L'antimafia al botox

Ora c'è una collega, Sandra Amurri, che ha fatto una tragedia solo perché l'Unità non le ha rinnovato un contratto di collaborazione e si limiterà a pagarla ad articolo: che è quello che il Giornale fa con me da 14 anni, per dire, e quello che l'Unità ha fatto con la Amurri sino al 2006. Ma ecco che un elenco di antimafiosi piagnens, la Fondazione Caponnetto, ha scritto una lettera per lamentare l'ingiustizia patita dalla Amurri che ha poi descritto come «un punto di riferimento del sociale» e «parte integrante del movimento antimafia ». Mica una stracciona come noi. Morale: la risposta dell'Unità ha suscitato un drammanella tragedia: «È arrivata solo dopo che è uscita su Dagospia», hanno scritto gli antimafiosi, «non ci ha ancora risposto la direttrice », soprattutto «sono stati forniti solo dati burocratici».

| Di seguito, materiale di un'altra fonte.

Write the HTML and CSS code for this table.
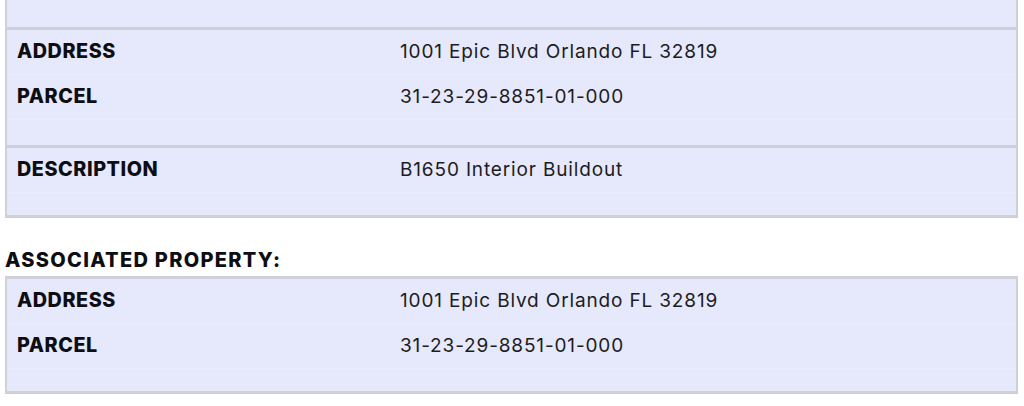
FILE: index.html
```html
<!DOCTYPE html>
<html lang="en">
<head>
<meta charset="utf-8">
<title>Permit details</title>
<link rel="stylesheet" href="styles.css">
</head>
<body>
<div class="page">
  <div class="box box-cut">
    <div class="section section-top"></div>
    <div class="section">
      <div class="row"><div class="label">ADDRESS</div><div class="value">1001 Epic Blvd Orlando FL 32819</div></div>
      <div class="row"><div class="label">PARCEL</div><div class="value">31-23-29-8851-01-000</div></div>
    </div>
    <div class="section section-short">
      <div class="row"><div class="label">DESCRIPTION</div><div class="value">B1650 Interior Buildout</div></div>
    </div>
  </div>
  <h2 class="heading">ASSOCIATED PROPERTY:</h2>
  <div class="box">
    <div class="section section-short">
      <div class="row"><div class="label">ADDRESS</div><div class="value">1001 Epic Blvd Orlando FL 32819</div></div>
      <div class="row"><div class="label">PARCEL</div><div class="value">31-23-29-8851-01-000</div></div>
    </div>
  </div>
</div>
</body>
</html>
```
FILE: styles.css
```css
* { box-sizing: border-box; }
html, body { margin: 0; padding: 0; background: #ffffff; }
body { font-family: Inter, "Open Sans", sans-serif; color: #141414; }
.page { padding: 0 6px 0 5px; }
.box {
  background: #e6e8fb;
  border: 3px solid #d0d1d8;
  border-left-width: 2px;
  border-right-width: 2px;
}
.box-cut { border-top: none; }
.section { padding-bottom: 25px; }
.section-short { padding-bottom: 22px; }
.section + .section { border-top: 3px solid #cdced6; }
.section-top { height: 27px; padding: 0; }
.row {
  display: flex;
  align-items: center;
  height: 45px;
  padding-bottom: 2px;
  border-bottom: 1px solid #eaecfb;
}
.label {
  flex: 0 0 393px;
  padding-left: 10px;
  font-weight: 800;
  font-size: 19.8px;
  letter-spacing: 0.55px;
  color: #0e0e12;
}
.value {
  font-size: 19px;
  letter-spacing: 0.85px;
  color: #1c1c22;
}
.heading {
  margin: 30px 0 4px;
  font-size: 20px;
  line-height: 24px;
  font-weight: 800;
  letter-spacing: 1.3px;
  color: #0e0e12;
}
```
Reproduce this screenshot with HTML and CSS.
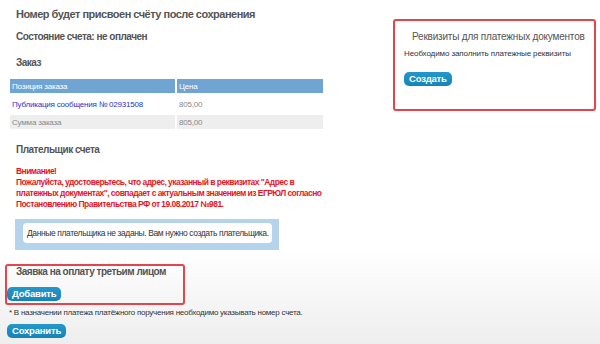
FILE: index.html
```html
<!DOCTYPE HTML>
<html>
<head>
    <meta charset="utf-8" />
    <title>Счёт</title>
    <link rel="stylesheet" href="styles.css">
</head>
<body>

<div class="page">
    <div class="main">
        <h2 class="title">Номер будет присвоен счёту после сохранения</h2>
        <h3 class="sub sub-state">Состояние счета: не оплачен</h3>
        <h3 class="sub sub-order">Заказ</h3>

        <table class="order">
            <tr class="order-head">
                <th class="col-name">Позиция заказа</th>
                <th>Цена</th>
            </tr>
            <tr class="order-row">
                <td><a href="#">Публикация сообщения № 02931508</a></td>
                <td>805,00</td>
            </tr>
            <tr class="order-total">
                <td>Сумма заказа</td>
                <td>805,00</td>
            </tr>
        </table>

        <h3 class="sub sub-payer">Плательщик счета</h3>
        <div class="warning">
            Внимание!<br>
            Пожалуйста, удостоверьтесь, что адрес, указанный в реквизитах "Адрес в платежных документах", совпадает с актуальным значением из ЕГРЮЛ согласно Постановлению Правительства РФ от 19.08.2017 №981.
        </div>

        <div class="notice">
            <div class="notice-inner">Данные плательщика не заданы. Вам нужно создать плательщика.</div>
        </div>

        <div class="third-party marked">
            <h3 class="sub">Заявка на оплату третьим лицом</h3>
            <button class="btn">Добавить</button>
        </div>

        <p class="footnote">* В назначении платежа платёжного поручения необходимо указывать номер счета.</p>
        <button class="btn btn-save">Сохранить</button>
    </div>

    <div class="side">
        <div class="requisites marked">
            <h3 class="req-title">Реквизиты для платежных документов</h3>
            <p class="req-text">Необходимо заполнить платежные реквизиты</p>
            <button class="btn">Создать</button>
        </div>
    </div>
</div>

</body>
</html>
```

FILE: styles.css
```css
html {
    min-height: 100%;
    background: linear-gradient(to bottom, #fff 0, #fff 248px, #eeeeee 344px);
}
body {
    margin: 0;
    font-family: "Liberation Sans", Arial, sans-serif;
    color: #555;
}
.page {
    display: flex;
}
.main {
    width: 340px;
    padding: 6px 0 0 5px;
    box-sizing: border-box;
}
.side {
    margin-left: auto;
    padding: 19px 4px 0 0;
}
.title {
    margin: 0 0 0 11px;
    font-size: 11px;
    line-height: 16px;
    letter-spacing: -0.5px;
}
.sub {
    margin: 0 0 0 11px;
    font-size: 10px;
    line-height: 14px;
    letter-spacing: -0.5px;
}
.sub-state {
    margin-top: 8px;
}
.sub-order {
    margin-top: 12px;
}
.order {
    margin: 8px 0 0 3px;
    border-collapse: separate;
    border-spacing: 2px 1px;
    font-size: 8px;
    letter-spacing: -0.2px;
}
.order th, .order td {
    text-align: left;
    font-weight: normal;
    padding: 0 2px;
    color: #888;
}
.order th {
    background: #6fa4d3;
    color: #fff;
    height: 14px;
}
.order th.col-name {
    width: 161px;
}
.order th + th {
    width: 142px;
}
.order-row td {
    height: 20px;
}
.order a {
    color: #2536cc;
    text-decoration: none;
}
.order-total td {
    background: #eee;
    height: 14px;
}
.sub-payer {
    margin-top: 13px;
}
.warning {
    margin: 9px 0 0 11px;
    color: #e5161f;
    font-weight: bold;
    font-size: 8.5px;
    line-height: 11px;
    letter-spacing: -0.55px;
    width: 320px;
}
.notice {
    margin: 9px 0 0 10px;
    width: 264px;
    background: #b5d4ec;
    padding: 4px 7px 7px 8px;
    box-sizing: border-box;
}
.notice-inner {
    background: #fff;
    border-radius: 4px;
    font-size: 8.5px;
    line-height: 20px;
    letter-spacing: -0.4px;
    white-space: nowrap;
    color: #333;
    padding: 0 4px;
}
.marked {
    border: 2px solid #e3454c;
    border-radius: 3px;
    box-sizing: border-box;
}
.third-party {
    margin: 14px 0 0 0;
    width: 180px;
    padding: 0 0 2px 0;
}
.third-party .sub {
    margin: 0 0 9px 9px;
    line-height: 12px;
}
.btn {
    display: block;
    margin: 0;
    padding: 0 5px;
    height: 14px;
    border: 0;
    border-radius: 5px;
    background: linear-gradient(to bottom, #2397cc, #1683b8);
    color: #fff;
    font-family: "Liberation Sans", Arial, sans-serif;
    font-weight: bold;
    font-size: 9.5px;
    line-height: 14px;
    letter-spacing: -0.2px;
}
.footnote {
    margin: 3px 0 0 4px;
    font-size: 8px;
    line-height: 10px;
    letter-spacing: -0.25px;
    color: #333;
}
.btn-save {
    margin: 6px 0 0 2px;
}
.third-party .btn {
    margin-left: 0;
}
.requisites {
    width: 203px;
    height: 92px;
    padding: 9px 7px 0 9px;
}
.req-title {
    margin: 0 0 0 8px;
    font-size: 10px;
    line-height: 14px;
    letter-spacing: -0.2px;
    font-weight: normal;
    color: #555;
}
.req-text {
    margin: 5px 0 13px 0;
    font-size: 8px;
    line-height: 10px;
    letter-spacing: -0.1px;
    color: #333;
}
```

Vero: spiegavano che il contratto era stato risolto per inadempienza della Amurri, personaggio che ora manca lo spazio per descrivere: la sua biografia grondante lutti e vittimismo, i santini dedicati al pm Woodcock, la sua intervista in ginocchio a Hugo Chavez («semplice», «spontaneo», che mangia «un semplice pollo» su «un normalissimo aereo ») e poi le omissioni tipo la sua candidatura con Di Pietro (trombata) e soprattutto le danarose condanne per diffamazione subite da lei e dall’Unità. Più in generale, Amurri a parte, un professionismo antimafia ormai approdato ai tempi del botox.